- **Directive**
Read the entries below and pull out each line with the string "this".
>> Start Exercise material
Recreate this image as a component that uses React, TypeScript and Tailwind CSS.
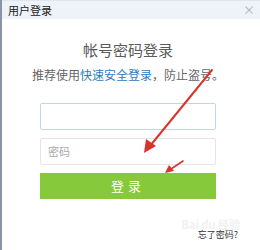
>> End Exercise material
>> Start Exercise material
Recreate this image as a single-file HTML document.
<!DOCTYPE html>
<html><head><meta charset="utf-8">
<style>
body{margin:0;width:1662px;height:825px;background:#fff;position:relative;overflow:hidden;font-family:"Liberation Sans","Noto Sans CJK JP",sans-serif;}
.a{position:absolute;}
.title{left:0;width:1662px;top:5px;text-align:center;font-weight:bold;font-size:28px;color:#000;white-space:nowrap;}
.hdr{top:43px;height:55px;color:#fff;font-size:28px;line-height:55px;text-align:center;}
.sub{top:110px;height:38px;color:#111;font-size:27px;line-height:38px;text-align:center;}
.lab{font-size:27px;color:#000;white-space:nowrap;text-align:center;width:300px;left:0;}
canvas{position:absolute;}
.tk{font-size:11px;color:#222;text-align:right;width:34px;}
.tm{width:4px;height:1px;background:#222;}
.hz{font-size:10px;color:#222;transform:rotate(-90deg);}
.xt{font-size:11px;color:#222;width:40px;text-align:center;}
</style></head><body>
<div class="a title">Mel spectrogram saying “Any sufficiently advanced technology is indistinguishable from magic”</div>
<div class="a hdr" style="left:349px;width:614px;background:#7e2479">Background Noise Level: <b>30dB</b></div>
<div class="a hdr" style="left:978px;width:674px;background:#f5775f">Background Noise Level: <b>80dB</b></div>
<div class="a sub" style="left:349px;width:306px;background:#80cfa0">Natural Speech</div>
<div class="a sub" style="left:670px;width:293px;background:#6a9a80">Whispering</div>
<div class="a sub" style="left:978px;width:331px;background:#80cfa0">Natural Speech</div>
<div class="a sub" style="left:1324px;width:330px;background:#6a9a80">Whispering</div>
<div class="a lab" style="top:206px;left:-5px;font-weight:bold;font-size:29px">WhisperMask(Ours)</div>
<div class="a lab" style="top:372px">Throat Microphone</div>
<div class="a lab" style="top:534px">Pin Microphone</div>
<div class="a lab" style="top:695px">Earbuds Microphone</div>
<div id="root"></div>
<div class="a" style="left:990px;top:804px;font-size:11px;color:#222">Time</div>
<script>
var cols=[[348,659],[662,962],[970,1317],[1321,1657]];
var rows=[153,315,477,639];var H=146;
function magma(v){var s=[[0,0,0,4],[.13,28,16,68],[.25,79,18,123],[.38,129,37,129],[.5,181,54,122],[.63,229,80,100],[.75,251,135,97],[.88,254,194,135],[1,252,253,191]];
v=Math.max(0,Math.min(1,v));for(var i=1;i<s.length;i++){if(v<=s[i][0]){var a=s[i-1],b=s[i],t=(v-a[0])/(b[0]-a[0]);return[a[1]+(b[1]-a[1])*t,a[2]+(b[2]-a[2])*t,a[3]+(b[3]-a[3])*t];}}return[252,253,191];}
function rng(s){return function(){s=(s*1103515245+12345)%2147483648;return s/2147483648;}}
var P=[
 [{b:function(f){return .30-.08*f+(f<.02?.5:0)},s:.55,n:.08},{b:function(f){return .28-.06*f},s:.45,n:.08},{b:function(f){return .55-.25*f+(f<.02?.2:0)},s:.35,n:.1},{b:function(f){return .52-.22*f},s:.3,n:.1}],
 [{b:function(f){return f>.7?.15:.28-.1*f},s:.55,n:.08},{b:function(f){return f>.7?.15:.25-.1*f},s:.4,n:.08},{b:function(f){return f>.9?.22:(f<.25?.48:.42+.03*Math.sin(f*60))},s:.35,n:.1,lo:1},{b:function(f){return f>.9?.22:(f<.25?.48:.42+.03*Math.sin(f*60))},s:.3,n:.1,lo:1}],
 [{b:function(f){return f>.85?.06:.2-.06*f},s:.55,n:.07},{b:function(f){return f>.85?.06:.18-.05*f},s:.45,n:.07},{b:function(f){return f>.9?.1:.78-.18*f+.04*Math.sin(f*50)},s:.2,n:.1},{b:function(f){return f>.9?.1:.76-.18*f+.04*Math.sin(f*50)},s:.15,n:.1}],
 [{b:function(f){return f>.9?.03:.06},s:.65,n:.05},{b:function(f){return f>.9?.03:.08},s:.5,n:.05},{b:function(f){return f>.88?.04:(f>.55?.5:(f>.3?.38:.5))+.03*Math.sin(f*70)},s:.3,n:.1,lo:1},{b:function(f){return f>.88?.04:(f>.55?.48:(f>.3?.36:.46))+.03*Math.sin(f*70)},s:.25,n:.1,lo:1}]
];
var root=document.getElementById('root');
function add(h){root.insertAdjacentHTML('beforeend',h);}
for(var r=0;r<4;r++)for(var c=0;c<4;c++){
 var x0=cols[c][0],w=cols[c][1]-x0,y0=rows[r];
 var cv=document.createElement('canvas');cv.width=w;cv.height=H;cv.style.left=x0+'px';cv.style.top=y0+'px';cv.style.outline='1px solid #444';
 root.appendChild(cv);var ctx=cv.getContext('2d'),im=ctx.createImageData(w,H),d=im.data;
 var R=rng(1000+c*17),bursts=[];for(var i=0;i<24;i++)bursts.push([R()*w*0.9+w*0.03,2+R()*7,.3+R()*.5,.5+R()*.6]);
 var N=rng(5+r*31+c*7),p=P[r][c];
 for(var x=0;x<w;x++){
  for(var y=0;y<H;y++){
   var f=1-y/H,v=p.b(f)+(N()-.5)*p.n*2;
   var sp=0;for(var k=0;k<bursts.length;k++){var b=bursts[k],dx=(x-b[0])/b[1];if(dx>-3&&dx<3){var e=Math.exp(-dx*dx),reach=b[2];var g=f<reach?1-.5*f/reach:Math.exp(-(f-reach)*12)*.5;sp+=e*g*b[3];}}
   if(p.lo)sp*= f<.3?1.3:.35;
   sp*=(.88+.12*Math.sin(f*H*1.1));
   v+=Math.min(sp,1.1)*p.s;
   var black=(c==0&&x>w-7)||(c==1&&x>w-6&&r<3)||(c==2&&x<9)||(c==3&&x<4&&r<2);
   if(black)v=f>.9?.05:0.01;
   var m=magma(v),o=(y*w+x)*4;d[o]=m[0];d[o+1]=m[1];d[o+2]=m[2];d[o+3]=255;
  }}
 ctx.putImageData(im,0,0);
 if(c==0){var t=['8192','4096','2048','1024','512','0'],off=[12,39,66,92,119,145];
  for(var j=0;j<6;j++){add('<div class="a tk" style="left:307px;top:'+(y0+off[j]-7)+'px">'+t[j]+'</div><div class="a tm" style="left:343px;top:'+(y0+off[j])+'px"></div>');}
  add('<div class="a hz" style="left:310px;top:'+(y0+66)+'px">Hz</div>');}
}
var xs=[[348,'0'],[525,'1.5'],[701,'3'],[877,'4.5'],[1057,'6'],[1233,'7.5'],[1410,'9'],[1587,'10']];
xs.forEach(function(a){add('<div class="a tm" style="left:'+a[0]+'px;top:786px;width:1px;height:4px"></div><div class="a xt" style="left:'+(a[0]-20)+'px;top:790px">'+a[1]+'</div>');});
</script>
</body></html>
>> End Exercise material
- **Task output**
Recreate this image as a component that uses React, TypeScript and Tailwind CSS.
Recreate this image as a single-file HTML document.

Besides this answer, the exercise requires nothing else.